SOURCE EXCERPT
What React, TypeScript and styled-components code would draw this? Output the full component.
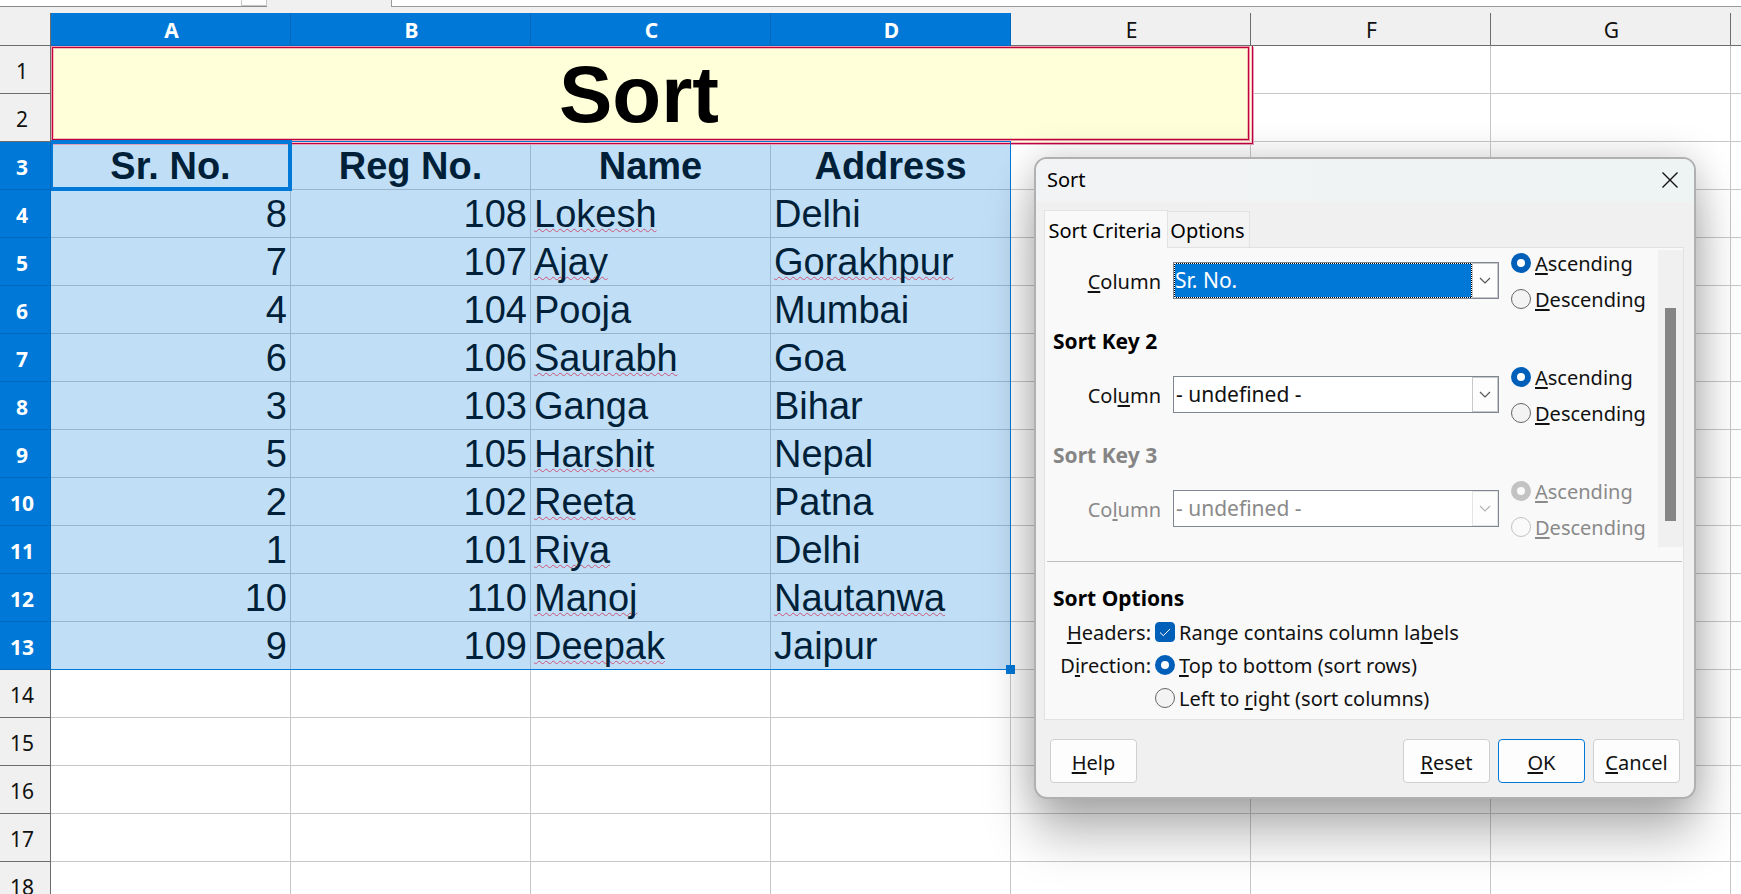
import React, { useState } from "react";
import styled, { createGlobalStyle, css } from "styled-components";

const accent = "#0078d7";
const crimson = "#c2003f";

const GlobalStyle = createGlobalStyle`
  * { box-sizing: border-box; }
  html, body { margin: 0; padding: 0; }
  body { background: #fff; overflow: hidden; }
`;

const Desktop = styled.main`
  position: relative;
  height: 100vh;
  overflow: hidden;
  background: #fff;
  font-family: "Noto Sans", "Open Sans", sans-serif;
  font-size: 20px;
  color: #000;
`;

/* ---------- formula bar edge ---------- */

const FormulaStrip = styled.div`
  display: flex;
  height: 13px;
  padding-bottom: 6px;
  background: #f0f0f0;
`;

const NameBox = styled.div`
  display: flex;
  justify-content: flex-end;
  width: 267px;
  margin-right: 124px;
  background: #fff;
  border-bottom: 1px solid #8a8a8a;
`;

const NameBoxArrow = styled.div`
  width: 26px;
  background: #fdfdfd;
  border: solid #c6c6c6;
  border-width: 0 1px 1px 1px;
`;

const FormulaInput = styled.div`
  flex: 1;
  background: #fff;
  border: solid #9b9b9b;
  border-width: 0 0 1px 1px;
`;

/* ---------- sheet ---------- */

const Sheet = styled.table`
  width: 100%;
  table-layout: fixed;
  border-collapse: separate;
  border-spacing: 0;
`;

const RowHeadCol = styled.col`
  width: 51px;
`;

const DataCol = styled.col`
  width: 240px;
`;

const heading = css<{ $on?: boolean }>`
  border: solid ${(p) => (p.$on ? "#0069bd" : "#6d6d6d")};
  border-width: 0 1px 1px 0;
  background: ${(p) => (p.$on ? accent : "#f0f0f0")};
  color: ${(p) => (p.$on ? "#fff" : "#111")};
  font-weight: ${(p) => (p.$on ? 700 : 400)};
  font-size: 21px;
  line-height: 28px;
  text-align: center;
`;

const ColumnHead = styled.th<{ $on?: boolean }>`
  ${heading}
  height: 33px;
  padding: 2px 0 0 2px;

  &:last-child {
    border-right-width: 0;
  }
`;

const RowHead = styled.th<{ $on?: boolean }>`
  ${heading}
  height: 48px;
  padding: 2px 6px 0 0;
`;

const Cell = styled.td<{ $selected?: boolean; $align?: string }>`
  position: relative;
  height: 48px;
  padding: 0 3px;
  border: solid ${(p) => (p.$selected ? "#9ab6cf" : "#c8c8c8")};
  border-width: 0 1px 1px 0;
  background: ${(p) => (p.$selected ? "#c0def6" : "#fff")};
  color: #001f38;
  font-family: "Liberation Sans", Arial, sans-serif;
  font-size: 38px;
  line-height: 42px;
  text-align: ${(p) => p.$align ?? "left"};
  white-space: nowrap;

  &:last-child {
    border-right-width: 0;
  }
`;

const FieldCell = styled(Cell)`
  font-weight: 700;
`;

const TitleCell = styled.td`
  position: relative;
  height: 96px;
  padding: 2px 24px 0 0;
  background: #ffffd9;
  color: #000;
  font-family: "Liberation Sans", Arial, sans-serif;
  font-size: 80px;
  font-weight: 700;
  line-height: 84px;
  text-align: center;
`;

const TitleInnerFrame = styled.span`
  position: absolute;
  inset: 1px 2px 2px 1px;
  border: 1px solid ${crimson};
  box-shadow: 0 0 0 1px #ee9aa8, inset 0 0 0 1px #f2c0b4;
  pointer-events: none;
`;

const TitleOuterFrame = styled.span`
  position: absolute;
  z-index: 1;
  inset: 0 -2px -2px 0;
  border: solid ${crimson};
  border-width: 0 1px 1px 0;
  box-shadow: 1px 1px 0 #e3a0b8, inset -1px -1px 0 #f4c3cb;
  pointer-events: none;
`;

const Misspelt = styled.span`
  text-decoration: underline wavy 1px #cc5577;
  text-decoration-skip-ink: none;
  text-underline-offset: 1px;
`;

const ActiveFrame = styled.span`
  position: absolute;
  z-index: 3;
  inset: -2px -2px -2px 0;
  border: 4px solid ${accent};
  border-left-width: 2px;
  pointer-events: none;
`;

/* Spans the whole selected range from its first cell: 4 columns by 11 rows. */
const SelectionFrame = styled.span`
  position: absolute;
  z-index: 2;
  top: -1px;
  left: 0;
  width: calc(400% + 4px);
  height: calc(1100% + 12px);
  border: 1px solid ${accent};
  border-left: 0;
  pointer-events: none;

  &::after {
    content: "";
    position: absolute;
    right: -5px;
    bottom: -5px;
    width: 9px;
    height: 9px;
    background: ${accent};
  }
`;

/* ---------- dialog ---------- */

const Dialog = styled.section`
  position: absolute;
  z-index: 10;
  top: 157px;
  left: 1034px;
  width: 662px;
  border: 2px solid #b0b0b0;
  border-radius: 13px;
  background: #f0f0f0;
  box-shadow: 0 36px 50px rgba(0, 0, 0, 0.28), 0 0 36px rgba(0, 0, 0, 0.18);
  line-height: 28px;
`;

const TitleBar = styled.header`
  display: flex;
  align-items: center;
  justify-content: space-between;
  height: 43px;
  padding: 0 16px 2px 11px;
  border-radius: 11px 11px 0 0;
  background: linear-gradient(90deg, #f2f3f4, #eef3f4);
`;

const DialogTitle = styled.h1`
  margin: 0;
  font-size: 20px;
  font-weight: 400;
`;

const CloseButton = styled.button`
  display: flex;
  padding: 0;
  border: 0;
  background: none;
`;

const Tabs = styled.div`
  display: flex;
  align-items: flex-end;
  padding: 8px 8px 0;
`;

const Tab = styled.button<{ $active?: boolean }>`
  position: relative;
  height: ${(p) => (p.$active ? 38 : 36)}px;
  width: ${(p) => (p.$active ? 124 : 82)}px;
  margin-bottom: ${(p) => (p.$active ? -1 : 0)}px;
  padding: 2px 2px 0 0;
  border: 1px solid #e2e2e2;
  border-bottom: 0;
  border-left-width: ${(p) => (p.$active ? 1 : 0)}px;
  background: ${(p) => (p.$active ? "#f9f9f9" : "#f3f3f3")};
  color: inherit;
  font: inherit;
  white-space: nowrap;
`;

const Panel = styled.div`
  margin: 0 10px 0 8px;
  padding-bottom: 5px;
  border: 1px solid #e2e2e2;
  background: #f9f9f9;
`;

const ScrollArea = styled.div`
  display: flex;
  height: 299px;
`;

const KeyList = styled.div`
  flex: 1;
  padding: 1px 8px 0;
`;

const GroupTitle = styled.h2<{ $off?: boolean }>`
  height: 50px;
  margin: 0;
  padding-top: 8px;
  color: ${(p) => (p.$off ? "#858585" : "#000")};
  font-size: 21px;
  line-height: 40px;
`;

const OptionsTitle = styled(GroupTitle)`
  height: 45px;
`;

const KeyRow = styled.div<{ $off?: boolean }>`
  display: grid;
  grid-template-columns: 108px 326px 1fr;
  column-gap: 12px;
  align-items: center;
  height: 64px;
  color: ${(p) => (p.$off ? "#8a8a8a" : "#111")};
`;

const KeyLabel = styled.label`
  padding-top: 2px;
  text-align: right;
`;

const Mnemonic = styled.u`
  text-decoration-thickness: 2px;
  text-underline-offset: 2px;
  text-decoration-skip-ink: none;
`;

const SelectBox = styled.div`
  display: flex;
  height: 37px;
  margin-bottom: 2px;
  border: 1px solid #7f8591;
  background: #fff;
`;

const Select = styled.select<{ $focused?: boolean }>`
  appearance: none;
  flex: 1;
  padding: 0 0 0 1px;
  border: 1px solid transparent;
  border-radius: 0;
  outline: 0;
  background: #fff;
  color: inherit;
  opacity: 1;
  font: inherit;
  font-size: 21px;
  ${(p) =>
    p.$focused &&
    css`
      padding: 0;
      border: 1px dotted #fff;
      background: linear-gradient(${accent}, ${accent}) padding-box,
        linear-gradient(#000, #000) border-box;
      color: #fff;
    `}
`;

const SelectArrow = styled.span<{ $off?: boolean }>`
  display: flex;
  align-items: center;
  justify-content: center;
  width: 26px;
  border: 1px solid ${(p) => (p.$off ? "#e4e4e4" : "#c8c8c8")};
  background: #fdfdfd;
  color: ${(p) => (p.$off ? "#b5b5b5" : "#555")};
`;

const RadioList = styled.div`
  display: flex;
  flex-direction: column;
  gap: 8px;
`;

const Choice = styled.label`
  display: flex;
  align-items: center;
  gap: 4px;
  height: 28px;
  white-space: nowrap;
`;

const ChoiceText = styled.span`
  padding-top: 2px;
`;

const Radio = styled.input.attrs({ type: "radio" })`
  appearance: none;
  flex: none;
  width: 20px;
  height: 20px;
  margin: 0;
  border: 1px solid #666;
  border-radius: 50%;
  background: #f3f3f3;

  &:checked {
    border: 6px solid #005fb8;
    background: #fff;
  }
  &:disabled {
    border-color: #c3c3c3;
    background: #fafafa;
  }
`;

const CheckWrap = styled.span`
  display: grid;

  > * {
    grid-area: 1 / 1;
  }
  > svg {
    pointer-events: none;
  }
`;

const Checkbox = styled.input.attrs({ type: "checkbox" })`
  appearance: none;
  width: 20px;
  height: 20px;
  margin: 0;
  border: 1px solid #666;
  border-radius: 4px;
  background: #f3f3f3;

  &:checked {
    border-color: #005fb8;
    background: #005fb8;
  }
`;

const ScrollTrack = styled.div`
  width: 25px;
  margin-top: 2px;
  padding: 58px 7px 26px;
  background: #f0f0f0;
`;

const ScrollThumb = styled.div`
  height: 100%;
  background: #858585;
`;

const Divider = styled.hr`
  height: 1px;
  margin: 14px 1px 0 2px;
  border: 0;
  background: #bfbfbf;
`;

const Options = styled.div`
  padding: 8px 8px 0;
`;

const OptionRow = styled.div`
  display: grid;
  grid-template-columns: 98px 1fr;
  column-gap: 4px;
  align-items: center;
  height: 33px;
  color: #111;
`;

const OptionName = styled.span`
  padding-top: 2px;
  text-align: right;
`;

const Footer = styled.footer`
  display: flex;
  gap: 8px;
  padding: 19px 14px 14px;
`;

const Spacer = styled.span`
  flex: 1;
`;

const PushButton = styled.button<{ $primary?: boolean }>`
  width: 87px;
  height: 44px;
  padding: 3px 0 0;
  border: 1px solid ${(p) => (p.$primary ? accent : "#cfcfcf")};
  border-radius: 4px;
  background: #fdfdfd;
  color: #111;
  font: inherit;
  line-height: 28px;
`;

/* ---------- data ---------- */

const columns = ["A", "B", "C", "D", "E", "F", "G"];
const fields = ["Sr. No.", "Reg No.", "Name", "Address"];
const records: [number, number, string, string][] = [
  [8, 108, "Lokesh", "Delhi"],
  [7, 107, "Ajay", "Gorakhpur"],
  [4, 104, "Pooja", "Mumbai"],
  [6, 106, "Saurabh", "Goa"],
  [3, 103, "Ganga", "Bihar"],
  [5, 105, "Harshit", "Nepal"],
  [2, 102, "Reeta", "Patna"],
  [1, 101, "Riya", "Delhi"],
  [10, 110, "Manoj", "Nautanwa"],
  [9, 109, "Deepak", "Jaipur"],
];
const misspelt = new Set([
  "Lokesh", "Ajay", "Gorakhpur", "Saurabh", "Harshit", "Reeta", "Riya", "Manoj", "Nautanwa", "Deepak",
]);

/* Text whose letter after the ampersand is the keyboard mnemonic. */
function Text({ children }: { children: string }) {
  const at = children.indexOf("&");
  if (at < 0) return <span>{children}</span>;
  return (
    <span>
      {children.slice(0, at)}
      <Mnemonic>{children[at + 1]}</Mnemonic>
      {children.slice(at + 2)}
    </span>
  );
}

function EmptyCells({ count }: { count: number }) {
  return (
    <>
      {Array.from({ length: count }, (_, i) => (
        <Cell key={i} />
      ))}
    </>
  );
}

function Word({ children }: { children: string }) {
  return misspelt.has(children) ? <Misspelt>{children}</Misspelt> : <>{children}</>;
}

function Spreadsheet() {
  return (
    <Sheet>
      <colgroup>
        <RowHeadCol />
        {columns.map((c) => (
          <DataCol key={c} />
        ))}
        <col />
      </colgroup>
      <thead>
        <tr>
          <ColumnHead />
          {columns.map((c, i) => (
            <ColumnHead key={c} scope="col" $on={i < 4}>
              {c}
            </ColumnHead>
          ))}
          <ColumnHead />
        </tr>
      </thead>
      <tbody>
        <tr>
          <RowHead scope="row">1</RowHead>
          <TitleCell colSpan={5} rowSpan={2}>
            Sort
            <TitleInnerFrame />
            <TitleOuterFrame />
          </TitleCell>
          <EmptyCells count={3} />
        </tr>
        <tr>
          <RowHead scope="row">2</RowHead>
          <EmptyCells count={3} />
        </tr>
        <tr>
          <RowHead scope="row" $on>
            3
          </RowHead>
          {fields.map((f, i) => (
            <FieldCell key={f} $selected $align="center">
              {f}
              {i === 0 && (
                <>
                  <SelectionFrame />
                  <ActiveFrame />
                </>
              )}
            </FieldCell>
          ))}
          <EmptyCells count={4} />
        </tr>
        {records.map(([sr, reg, name, address], i) => (
          <tr key={sr}>
            <RowHead scope="row" $on>
              {i + 4}
            </RowHead>
            <Cell $selected $align="right">{sr}</Cell>
            <Cell $selected $align="right">{reg}</Cell>
            <Cell $selected><Word>{name}</Word></Cell>
            <Cell $selected><Word>{address}</Word></Cell>
            <EmptyCells count={4} />
          </tr>
        ))}
        {[14, 15, 16, 17, 18].map((n) => (
          <tr key={n}>
            <RowHead scope="row">{n}</RowHead>
            <EmptyCells count={8} />
          </tr>
        ))}
      </tbody>
    </Sheet>
  );
}

type SortKeyProps = { id: string; label: string; value: string; focused?: boolean; disabled?: boolean };

function SortKey({ id, label, value, focused, disabled }: SortKeyProps) {
  const [ascending, setAscending] = useState(true);
  return (
    <KeyRow $off={disabled}>
      <KeyLabel htmlFor={id}>
        <Text>{label}</Text>
      </KeyLabel>
      <SelectBox>
        <Select id={id} defaultValue={value} disabled={disabled} $focused={focused}>
          <option>{value}</option>
        </Select>
        <SelectArrow $off={disabled}>
          <svg width="12" height="7" viewBox="0 0 12 7" fill="none" stroke="currentColor" strokeWidth="1.2">
            <path d="M1 1l5 5 5-5" />
          </svg>
        </SelectArrow>
      </SelectBox>
      <RadioList>
        <Choice>
          <Radio name={`${id}-order`} checked={ascending} disabled={disabled} onChange={() => setAscending(true)} />
          <ChoiceText><Text>&Ascending</Text></ChoiceText>
        </Choice>
        <Choice>
          <Radio name={`${id}-order`} checked={!ascending} disabled={disabled} onChange={() => setAscending(false)} />
          <ChoiceText><Text>&Descending</Text></ChoiceText>
        </Choice>
      </RadioList>
    </KeyRow>
  );
}

function SortDialog() {
  return (
    <Dialog role="dialog" aria-labelledby="dialog-title">
      <TitleBar>
        <DialogTitle id="dialog-title">Sort</DialogTitle>
        <CloseButton type="button" aria-label="Close">
          <svg width="16" height="16" viewBox="0 0 16 16" stroke="#111" strokeWidth="1.4">
            <path d="M.5 .5l15 15M15.5 .5l-15 15" />
          </svg>
        </CloseButton>
      </TitleBar>
      <Tabs role="tablist">
        <Tab type="button" role="tab" aria-selected $active>
          Sort Criteria
        </Tab>
        <Tab type="button" role="tab" aria-selected={false}>
          Options
        </Tab>
      </Tabs>
      <Panel role="tabpanel">
        <ScrollArea>
          <KeyList>
            <SortKey id="key1" label="&Column" value="Sr. No." focused />
            <GroupTitle>Sort Key 2</GroupTitle>
            <SortKey id="key2" label="Col&umn" value="- undefined -" />
            <GroupTitle $off>Sort Key 3</GroupTitle>
            <SortKey id="key3" label="Co&lumn" value="- undefined -" disabled />
          </KeyList>
          <ScrollTrack>
            <ScrollThumb />
          </ScrollTrack>
        </ScrollArea>
        <Divider />
        <Options>
          <OptionsTitle>Sort Options</OptionsTitle>
          <OptionRow>
            <OptionName>
              <Text>&Headers:</Text>
            </OptionName>
            <Choice>
              <CheckWrap>
                <Checkbox defaultChecked />
                <svg width="20" height="20" viewBox="0 0 20 20" fill="none" stroke="#fff" strokeWidth="1">
                  <path d="M5 10.5l3.3 3.2L15 7" />
                </svg>
              </CheckWrap>
              <ChoiceText><Text>Range contains column la&bels</Text></ChoiceText>
            </Choice>
          </OptionRow>
          <OptionRow>
            <OptionName>
              <Text>D&irection:</Text>
            </OptionName>
            <Choice>
              <Radio name="direction" defaultChecked />
              <ChoiceText><Text>&Top to bottom (sort rows)</Text></ChoiceText>
            </Choice>
          </OptionRow>
          <OptionRow>
            <OptionName />
            <Choice>
              <Radio name="direction" />
              <ChoiceText><Text>Left to &right (sort columns)</Text></ChoiceText>
            </Choice>
          </OptionRow>
        </Options>
      </Panel>
      <Footer>
        <PushButton type="button"><Text>&Help</Text></PushButton>
        <Spacer />
        <PushButton type="button"><Text>&Reset</Text></PushButton>
        <PushButton type="button" $primary><Text>&OK</Text></PushButton>
        <PushButton type="button"><Text>&Cancel</Text></PushButton>
      </Footer>
    </Dialog>
  );
}

export default function App() {
  return (
    <Desktop>
      <GlobalStyle />
      <FormulaStrip>
        <NameBox>
          <NameBoxArrow />
        </NameBox>
        <FormulaInput />
      </FormulaStrip>
      <Spreadsheet />
      <SortDialog />
    </Desktop>
  );
}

CHALLENGE
Without the pictures, please reproduce each line of the listing above exactly, from the first one through the line bearing "bar edge ---------- */".

FINISHED ANSWER
What React, TypeScript and styled-components code would draw this? Output the full component.
import React, { useState } from "react";
import styled, { createGlobalStyle, css } from "styled-components";

const accent = "#0078d7";
const crimson = "#c2003f";

const GlobalStyle = createGlobalStyle`
  * { box-sizing: border-box; }
  html, body { margin: 0; padding: 0; }
  body { background: #fff; overflow: hidden; }
`;

const Desktop = styled.main`
  position: relative;
  height: 100vh;
  overflow: hidden;
  background: #fff;
  font-family: "Noto Sans", "Open Sans", sans-serif;
  font-size: 20px;
  color: #000;
`;

/* ---------- formula bar edge ---------- */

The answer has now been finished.